30 March 2022

Bludream City Development Sdn Bhd v Kong Thye & Ors and other appeals [2022] 2 CLJ 829

In Bludream City Development Sdn Bhd v Kong Thye & Ors and other appeals, the respondents (“Purchasers”) were purchasers of units of serviced apartments developed by Bludream City Development Sdn Bhd (“Developer”). After being granted a six-month extension from the Controller of Housing (“Controller”), the Developer made a second application to extend the 42-month time period to 59 months as, throughout the 17-month stop work order (“SWO”) period, no work could be done. As the Controller only allowed the Developer’s second application in part, the Developer made an appeal to the Minister of Urban Wellbeing, Housing and Local Government (“Minister”). The Minister agreed to amend Schedule H to the Housing Development (Control and Licensing) Regulations 1989 (“Regulations”) to extend the time period to complete the units and granted an extension of time of 17 months (“Minister’s decision”).

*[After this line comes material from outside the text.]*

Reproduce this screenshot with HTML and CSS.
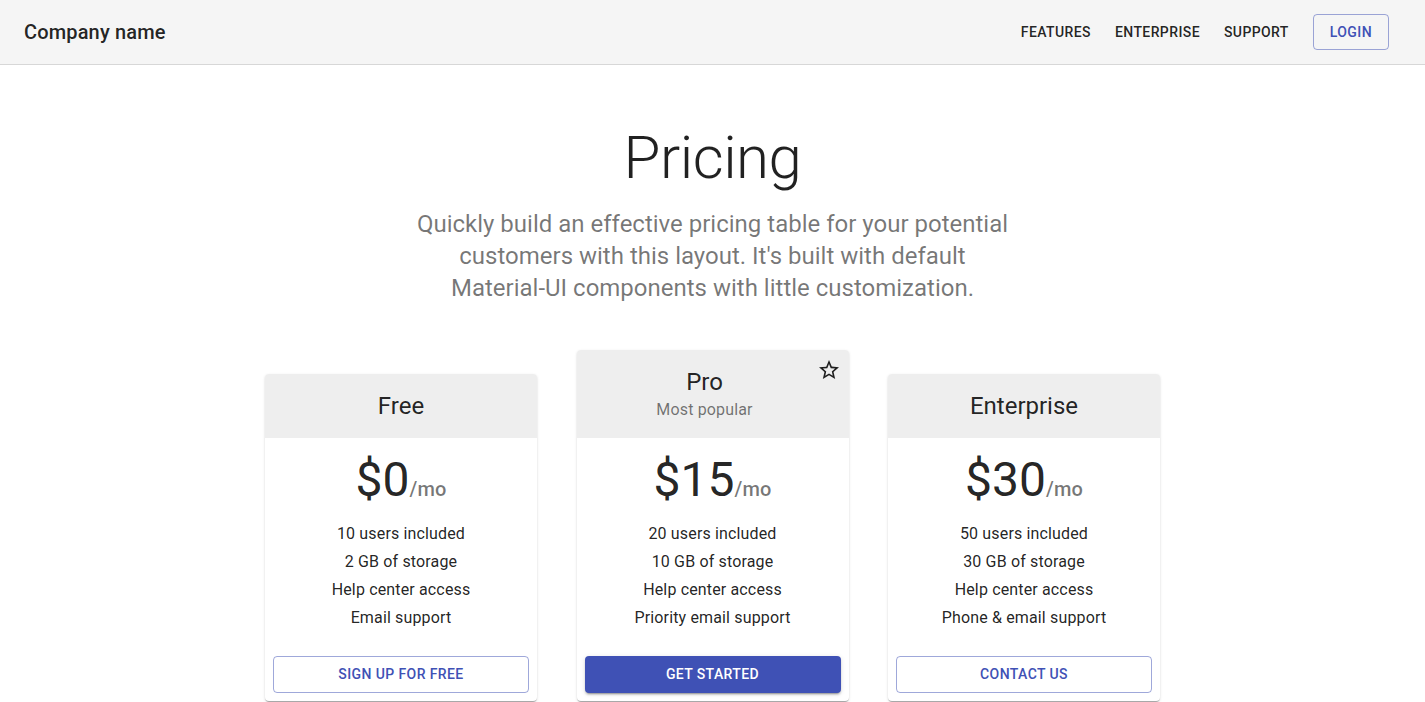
FILE: index.html
```html
<!DOCTYPE html>
<html lang="en">
<head>
<meta charset="utf-8">
<title>Pricing</title>
<link rel="stylesheet" href="styles.css">
</head>
<body>
<header class="appbar">
  <div class="toolbar">
    <h6 class="brand">Company name</h6>
    <nav class="nav">
      <a class="nav-link" href="#">Features</a>
      <a class="nav-link" href="#">Enterprise</a>
      <a class="nav-link" href="#">Support</a>
    </nav>
    <a class="btn btn-outlined login" href="#">Login</a>
  </div>
</header>

<section class="hero">
  <h2 class="hero-title">Pricing</h2>
  <p class="hero-sub">Quickly build an effective pricing table for your potential customers with this layout. It's built with default Material-UI components with little customization.</p>
</section>

<main class="tiers">
  <div class="card">
    <div class="card-header">
      <div class="card-header-content">
        <div class="card-title">Free</div>
      </div>
    </div>
    <div class="card-content">
      <div class="pricing"><span class="price">$0</span><span class="per">/mo</span></div>
      <ul class="features">
        <li>10 users included</li>
        <li>2 GB of storage</li>
        <li>Help center access</li>
        <li>Email support</li>
      </ul>
    </div>
    <div class="card-actions"><a class="btn btn-outlined full" href="#">Sign up for free</a></div>
  </div>

  <div class="card">
    <div class="card-header">
      <div class="card-header-content">
        <div class="card-title">Pro</div>
        <div class="card-sub">Most popular</div>
      </div>
      <div class="card-header-action">
        <svg class="star" viewBox="0 0 24 24" width="24" height="24"><path d="M22 9.24l-7.19-.62L12 2 9.19 8.63 2 9.24l5.46 4.73L5.82 21 12 17.27 18.18 21l-1.63-7.03L22 9.24zM12 15.4l-3.76 2.27 1-4.28-3.32-2.88 4.38-.38L12 6.1l1.71 4.04 4.38.38-3.32 2.88 1 4.28L12 15.4z"/></svg>
      </div>
    </div>
    <div class="card-content">
      <div class="pricing"><span class="price">$15</span><span class="per">/mo</span></div>
      <ul class="features">
        <li>20 users included</li>
        <li>10 GB of storage</li>
        <li>Help center access</li>
        <li>Priority email support</li>
      </ul>
    </div>
    <div class="card-actions"><a class="btn btn-contained full" href="#">Get started</a></div>
  </div>

  <div class="card">
    <div class="card-header">
      <div class="card-header-content">
        <div class="card-title">Enterprise</div>
      </div>
    </div>
    <div class="card-content">
      <div class="pricing"><span class="price">$30</span><span class="per">/mo</span></div>
      <ul class="features">
        <li>50 users included</li>
        <li>30 GB of storage</li>
        <li>Help center access</li>
        <li>Phone &amp; email support</li>
      </ul>
    </div>
    <div class="card-actions"><a class="btn btn-outlined full" href="#">Contact us</a></div>
  </div>
</main>
</body>
</html>
```

FILE: styles.css
```css
* { box-sizing: border-box; }
html, body { margin: 0; padding: 0; }
body {
  font-family: Roboto, "Liberation Sans", Arial, sans-serif;
  color: rgba(0,0,0,0.87);
  background: #fff;
  font-size: 16px;
}

.appbar {
  background: #f5f5f5;
  border-bottom: 1px solid rgba(0,0,0,0.12);
}
.toolbar {
  display: flex;
  align-items: center;
  min-height: 64px;
  padding: 0 24px;
}
.brand {
  flex: 1;
  margin: 0;
  font-size: 20px;
  font-weight: 500;
  line-height: 1.6;
  letter-spacing: 0.0075em;
}
.nav { display: flex; }
.nav-link {
  margin: 8px 12px;
  font-size: 14px;
  font-weight: 500;
  line-height: 1.75;
  letter-spacing: 0.02857em;
  text-transform: uppercase;
  color: rgba(0,0,0,0.87);
  text-decoration: none;
}

.btn {
  display: inline-flex;
  align-items: center;
  justify-content: center;
  min-width: 64px;
  font-size: 14px;
  font-weight: 500;
  line-height: 1.75;
  letter-spacing: 0.02857em;
  text-transform: uppercase;
  text-decoration: none;
  border-radius: 4px;
}
.btn-outlined {
  padding: 5px 15px;
  border: 1px solid rgba(63,81,181,0.5);
  color: #3f51b5;
}
.btn-contained {
  padding: 6px 16px;
  background: #3f51b5;
  color: #fff;
  box-shadow: 0 3px 1px -2px rgba(0,0,0,0.2), 0 2px 2px 0 rgba(0,0,0,0.14), 0 1px 5px 0 rgba(0,0,0,0.12);
}
.login { margin: 8px 12px; padding: 5px 16px; }
.full { width: 100%; }

.hero {
  max-width: 600px;
  margin: 0 auto;
  padding: 57px 0 46px;
  text-align: center;
}
.hero-title {
  margin: 0 0 14px;
  font-size: 60px;
  font-weight: 300;
  line-height: 1.2;
  letter-spacing: -0.00833em;
}
.hero-sub {
  margin: 0;
  font-size: 24px;
  font-weight: 400;
  line-height: 1.334;
  color: rgba(0,0,0,0.54);
}

.tiers {
  display: grid;
  grid-template-columns: repeat(3, 272px);
  justify-content: center;
  align-items: end;
  column-gap: 39.5px;
  padding-bottom: 48px;
}
.card {
  background: #fff;
  border-radius: 4px;
  overflow: hidden;
  box-shadow: 0 2px 1px -1px rgba(0,0,0,0.2), 0 1px 1px 0 rgba(0,0,0,0.14), 0 1px 3px 0 rgba(0,0,0,0.12);
}
.card-header {
  display: flex;
  align-items: flex-start;
  background: #eeeeee;
  padding: 16px;
}
.card-header-content {
  flex: 1;
  text-align: center;
}
.card-header-action {
  flex: 0 0 auto;
  display: flex;
  margin: -8px -8px 0 0;
}
.card-title {
  font-size: 24px;
  line-height: 1.334;
}
.card-sub {
  font-size: 16px;
  line-height: 1.5;
  letter-spacing: 0.00938em;
  color: rgba(0,0,0,0.54);
}
.star { fill: rgba(0,0,0,0.87); }
.card-content { padding: 14px 16px 16px; }
.pricing {
  display: flex;
  justify-content: center;
  align-items: baseline;
  margin-bottom: 12px;
}
.price {
  font-size: 48px;
  line-height: 1.167;
}
.per {
  font-size: 20px;
  font-weight: 500;
  line-height: 1.6;
  letter-spacing: 0.0075em;
  color: rgba(0,0,0,0.54);
}
.features {
  list-style: none;
  margin: 0;
  padding: 0;
}
.features li {
  text-align: center;
  font-size: 16px;
  line-height: 1.75;
  letter-spacing: 0.00938em;
}
.card-actions {
  display: flex;
  padding: 8px;
}
```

At the High Court, the Purchasers commenced a judicial review application challenging the Minister’s decision. The High Court allowed the application based on its understanding of the binding effect of the Federal Court’s case of Ang Ming Lee & Ors v Menteri Kesejahteraan Bandar, Perumahan Dan Kerajaan Tempatan & Anor and other appeals (“Ang Ming Lee”) that regulation 11(3) of the Regulations was ultra vires the Housing Development (Control and Licensing) Act 1966 (“Act”). The Developer, the Minister and the Controller appealed.

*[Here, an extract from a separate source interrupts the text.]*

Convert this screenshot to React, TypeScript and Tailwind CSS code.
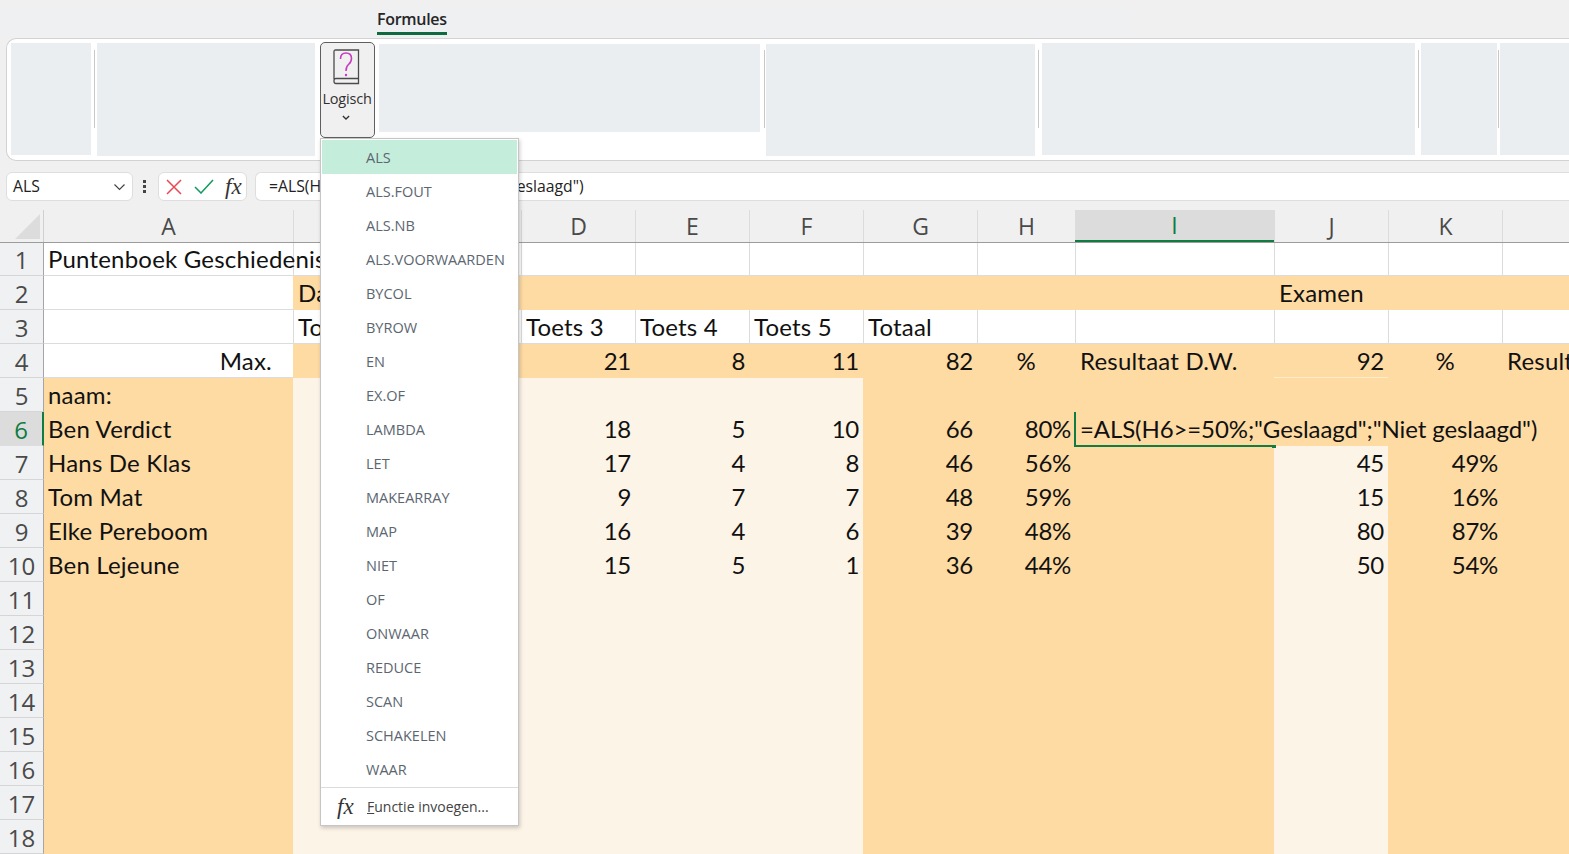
import React from 'react';

const MENU_ITEMS = [
  'ALS', 'ALS.FOUT', 'ALS.NB', 'ALS.VOORWAARDEN', 'BYCOL', 'BYROW', 'EN', 'EX.OF', 'LAMBDA', 'LET',
  'MAKEARRAY', 'MAP', 'NIET', 'OF', 'ONWAAR', 'REDUCE', 'SCAN', 'SCHAKELEN', 'WAAR',
];

const COLUMNS = [
  { label: 'A', width: 'w-[249px]' },
  { label: '', width: 'w-[114px]' },
  { label: '', width: 'w-[114px]' },
  { label: 'D', width: 'w-[114px]' },
  { label: 'E', width: 'w-[114px]' },
  { label: 'F', width: 'w-[114px]' },
  { label: 'G', width: 'w-[114px]' },
  { label: 'H', width: 'w-[98px]' },
  { label: 'I', width: 'w-[199px]' },
  { label: 'J', width: 'w-[114px]' },
  { label: 'K', width: 'w-[114px]' },
  { label: '', width: 'w-[67px]' },
];

type Row = Record<number, string>;

// index = column (0 is A)
const ROWS: Row[] = [
  { 0: 'Puntenboek Geschiedenis' },
  { 1: 'Dagelijks werk', 9: 'Examen' },
  { 1: 'Toets 1', 3: 'Toets 3', 4: 'Toets 4', 5: 'Toets 5', 6: 'Totaal' },
  { 0: 'Max.', 3: '21', 4: '8', 5: '11', 6: '82', 7: '%', 8: 'Resultaat D.W.', 9: '92', 10: '%', 11: 'Resultaat' },
  { 0: 'naam:' },
  { 0: 'Ben Verdict', 3: '18', 4: '5', 5: '10', 6: '66', 7: '80%', 8: '=ALS(H6>=50%;"Geslaagd";"Niet geslaagd")' },
  { 0: 'Hans De Klas', 3: '17', 4: '4', 5: '8', 6: '46', 7: '56%', 9: '45', 10: '49%' },
  { 0: 'Tom Mat', 3: '9', 4: '7', 5: '7', 6: '48', 7: '59%', 9: '15', 10: '16%' },
  { 0: 'Elke Pereboom', 3: '16', 4: '4', 5: '6', 6: '39', 7: '48%', 9: '80', 10: '87%' },
  { 0: 'Ben Lejeune', 3: '15', 4: '5', 5: '1', 6: '36', 7: '44%', 9: '50', 10: '54%' },
  {}, {}, {}, {}, {}, {}, {}, {},
];

const WHITE_A = 'bg-white border-b border-[#dcdcdc]';
const WHITE = 'bg-white border-l border-b border-[#dcdcdc]';
const ORANGE = 'bg-[#fedba3]';
const CREAM = 'bg-[#fdf4e8]';

function cellBg(row: number, col: number) {
  if (row === 1 || row === 3) return col === 0 ? WHITE_A : WHITE;
  if (row === 2 || row === 4) return col === 0 ? WHITE_A : ORANGE;
  if (col === 0) return ORANGE;
  if (col >= 1 && col <= 5) return CREAM;
  if (col === 9 && row >= 7) return CREAM;
  return ORANGE;
}

function cellAlign(row: number, col: number, text: string) {
  if (text === '%') return 'justify-center';
  if (row === 4 && col === 0) return 'justify-end pr-[21px] tracking-[0.2px]';
  if (/^\d+%?$/.test(text)) return 'justify-end pr-[4px] tracking-[-0.3px]';
  if (text.startsWith('=')) return 'justify-start pl-[5px] tracking-[-0.1px]';
  if (col === 0 || row === 3) return 'justify-start pl-[4px] tracking-[0.2px]';
  return 'justify-start pl-[5px] tracking-[0.2px]';
}

const FxLabel = ({ className }: { className: string }) => (
  <span className={`font-['Liberation_Serif',serif] italic ${className}`}>fx</span>
);

const Chevron = ({ className, weight = 1.2 }: { className: string; weight?: number }) => (
  <svg viewBox="0 0 12 8" className={className} fill="none" stroke="currentColor" strokeWidth={weight}>
    <path d="M1 1.5 L6 6.5 L11 1.5" />
  </svg>
);

const RibbonGroup = ({ className }: { className: string }) => <div className={`bg-[#ebeef0] shrink-0 ${className}`} />;
const RibbonSep = ({ className = '' }: { className?: string }) => (
  <div className={`w-px h-[78px] mt-[7px] shrink-0 bg-[#c8c8c8] ${className}`} />
);

const LogischButton = () => (
  <div className="w-[55px] h-[96px] -mt-px ml-[5px] mr-[4px] shrink-0 rounded-[5px] border border-[#5f5f5f] bg-[#f0f0f0] flex flex-col items-center pt-[6px]">
    <svg viewBox="0 0 28 36" className="w-[28px] h-[36px] -ml-[3px]" fill="none">
      <path d="M2 30 V2.5 Q2 1 3.5 1 H26.5 V34.5 H4 Q2 34.5 2 32.5 V31.5 Q2 29.5 4 29.5 H26.5" stroke="#4b4b4b" strokeWidth="1.3" />
      <path d="M8.5 10 Q8.5 4 14 4 Q19.5 4 19.5 9.5 Q19.5 13 16.5 15.5 Q14 17.5 14 22" stroke="#c83cc0" strokeWidth="1.6" />
      <circle cx="14" cy="26" r="1.2" fill="#c83cc0" />
    </svg>
    <span className="mt-[4px] -ml-[1px] text-[14.5px] leading-[20px] text-[#303030] tracking-[-0.2px]">Logisch</span>
    <Chevron className="w-[8px] h-[5px] mt-[6px] -ml-[3px] text-[#303030]" weight={2} />
  </div>
);

const LogicalMenu = () => (
  <div className="absolute left-[320px] top-[138px] w-[199px] h-[688px] z-20 bg-white border border-[#c6c6c6] shadow-[1px_2px_4px_rgba(0,0,0,0.2)]">
    <div className="pt-px px-px">
      {MENU_ITEMS.map((name, idx) => (
        <div
          key={name}
          className={`h-[34px] flex items-center pl-[44px] pt-[2px] text-[14.5px] text-[#5c6670] ${idx === 0 ? 'bg-[#c5eddc]' : ''}`}
        >
          {name}
        </div>
      ))}
    </div>
    {/* Functie invoegen */}
    <div className="mt-[1px] h-[38px] border-t border-[#dcdcdc] flex items-center pl-[16px]">
      <FxLabel className="w-[30px] text-[23px] leading-none text-[#333333]" />
      <span className="text-[14px] text-[#444444]"><span className="underline">F</span>unctie invoegen...</span>
    </div>
  </div>
);

export default function App() {
  return (
    <div className="relative w-[1569px] h-[854px] overflow-hidden bg-[#f0f0f0] font-['Open_Sans',sans-serif]">
      {/* Tabs */}
      <div className="h-[38px] pt-[9px]">
        <div className="w-[1130px] h-[28px] pl-[377px] bg-[#eef0f2] flex items-start">
          <span className="h-[26px] border-b-[3px] border-[#0f6b3f] text-[16px] leading-[20px] font-semibold tracking-[-0.3px] text-[#262626]">
            Formules
          </span>
        </div>
      </div>

      {/* Ribbon */}
      <div className="ml-[6px] h-[123px] rounded-l-[10px] border border-r-0 border-[#d2d2d2] bg-white pl-[4px] pt-[4px] flex items-start overflow-hidden">
        <RibbonGroup className="w-[80px] h-[112px]" />
        <RibbonSep className="ml-[3px] mr-[2px]" />
        <RibbonGroup className="w-[218px] h-[113px]" />
        <LogischButton />
        <RibbonGroup className="w-[381px] h-[88px] mt-px" />
        <RibbonSep className="ml-[4px] mr-[1px]" />
        <RibbonGroup className="w-[269px] h-[112px] mt-px" />
        <RibbonSep className="ml-[3px] mr-[3px]" />
        <RibbonGroup className="w-[373px] h-[112px]" />
        <RibbonSep className="ml-[3px] mr-[2px]" />
        <RibbonGroup className="w-[76px] h-[112px]" />
        <RibbonSep className="ml-[1px] mr-[1px]" />
        <RibbonGroup className="w-[80px] h-[112px]" />
      </div>

      {/* Formula bar */}
      <div className="h-[49px] pt-[11px] flex items-start text-[15.75px] text-[#222222]">
        <div className="ml-[6px] w-[127px] h-[29px] rounded-[6px] border border-[#dedede] bg-white flex items-center justify-between pl-[6px] pr-[6px]">
          <span>ALS</span>
          <Chevron className="w-[13px] h-[8px] text-[#444444]" />
        </div>
        <div className="ml-[10px] mt-[8px] w-[3px] flex flex-col gap-[2px]">
          <div className="h-[3px] bg-[#444444]" />
          <div className="h-[3px] bg-[#444444]" />
          <div className="h-[3px] bg-[#444444]" />
        </div>
        <div className="ml-[12px] w-[89px] h-[29px] rounded-[6px] border border-[#dedede] bg-white flex items-center pl-[7px]">
          <svg viewBox="0 0 16 16" className="w-[16px] h-[16px]" fill="none" stroke="#e8484f" strokeWidth="1.5">
            <path d="M1 1 L15 15 M15 1 L1 15" />
          </svg>
          <svg viewBox="0 0 20 15" className="ml-[12px] w-[20px] h-[15px]" fill="none" stroke="#0f9a5c" strokeWidth="1.5">
            <path d="M1 8 L7 14 L19 1" />
          </svg>
          <FxLabel className="ml-[11px] text-[23px] leading-none text-[#333333]" />
        </div>
        <div className="ml-[8px] flex-1 h-[29px] rounded-l-[6px] border border-r-0 border-[#dedede] bg-white flex items-center pl-[13px] whitespace-nowrap">
          =ALS(H6&gt;=50%;"Geslaagd";"Niet geslaagd")
        </div>
      </div>

      {/* Column headers */}
      <div className="flex h-[33px] border-b border-[#9c9c9c] bg-[#f0f0f0] text-[23px] text-[#4a4a4a]">
        <div className="w-[44px] shrink-0 border-r border-[#d0d0d0] flex items-end justify-end pb-[3px] pr-[3px]">
          <svg viewBox="0 0 24 24" className="w-[25px] h-[25px]">
            <path d="M24 0 V24 H0 Z" fill="#dcdcdc" />
          </svg>
        </div>
        {COLUMNS.map((col, idx) => (
          <div
            key={idx}
            className={`${col.width} shrink-0 flex items-center justify-center ${
              col.label === 'I'
                ? 'bg-[#dcdcdc] border-b-2 border-[#107c41] text-[#107c41]'
                : idx === 0
                  ? ''
                  : 'border-l border-[#dcdcdc]'
            }`}
          >
            {col.label}
          </div>
        ))}
      </div>

      {/* Sheet */}
      <div>
        {ROWS.map((row, rowIdx) => {
          const rowNo = rowIdx + 1;
          return (
            <div key={rowNo} className={`flex ${rowNo === 1 ? 'h-[33px]' : 'h-[34px]'}`}>
              <div
                className={`w-[44px] shrink-0 flex items-center justify-center pt-[2px] border-b border-r text-[24px] ${
                  rowNo === 6
                    ? 'bg-[#dcdcdc] border-b-[#dcdcdc] border-r-2 border-r-[#107c41] text-[#107c41]'
                    : 'bg-[#eff1f3] border-b-[#d5d5d5] border-r-[#a5a5a5] text-[#4a4a4a]'
                }`}
              >
                {rowNo}
              </div>
              {COLUMNS.map((col, colIdx) => {
                const text = row[colIdx];
                const editing = rowNo === 6 && colIdx === 8;
                const overflow = rowNo === 1 && colIdx === 0;
                return (
                  <div
                    key={colIdx}
                    className={`${col.width} shrink-0 relative flex items-center whitespace-nowrap font-['Lato',sans-serif] text-[24px] text-[#111111] ${cellBg(rowNo, colIdx)} ${
                      text ? cellAlign(rowNo, colIdx, text) : ''
                    } ${editing || overflow ? 'z-10' : ''} ${rowNo === 4 && colIdx === 9 ? 'border-b border-[#ffecc9]' : ''}`}
                  >
                    {text}
                    {editing && (
                      <>
                        <div className="absolute left-[-1px] top-0 bottom-0 w-[2px] bg-[#107c41]" />
                        <div className="absolute left-[-1px] right-[2px] bottom-[-1px] h-[2px] bg-[#107c41]" />
                        <div className="absolute right-[-2px] bottom-[-2px] w-[4px] h-[3px] bg-[#107c41]" />
                      </>
                    )}
                  </div>
                );
              })}
            </div>
          );
        })}
      </div>

      <LogicalMenu />
    </div>
  );
}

In allowing the appeals, the Court of Appeal held as follows:

  • In the present case, unlike in Ang Ming Lee, it was the Minister that made the decision to extend the time. The fact that the Controller had no power to make a decision under regulation 11(3) of the Regulations did not take away the power of the Minister to make a decision under regulations 11(3) or 12 of the Regulations. The power of the Minister must necessarily include the power to modify the Schedule H contract.
  • The Minister is empowered under section 24(2)(e) of the Act to “regulate and prohibit the conditions and terms of any contract” between the developer and the purchaser. The expression “regulate and prohibit” is wide enough to include “waive and modify” any provisions under regulation 11(3) and the Minister’s decision to amend Schedule H to the Regulations was therefore rational, reasonable and not illegal, and certainly not infected by Wednesbury irrationality (a reasoning or decision is Wednesbury unreasonable (or irrational) if it is so unreasonable that no reasonable person acting reasonably could have made it per the English Court of Appeal decision in Associated Provincial Picture Houses Ltd v Wednesbury Corporation
    (1948) 1 KB 223).
  • In the present case, there was a genuine need for the extension of time corresponding to the period of delay caused by the SWO which was not through any fault of the Developer.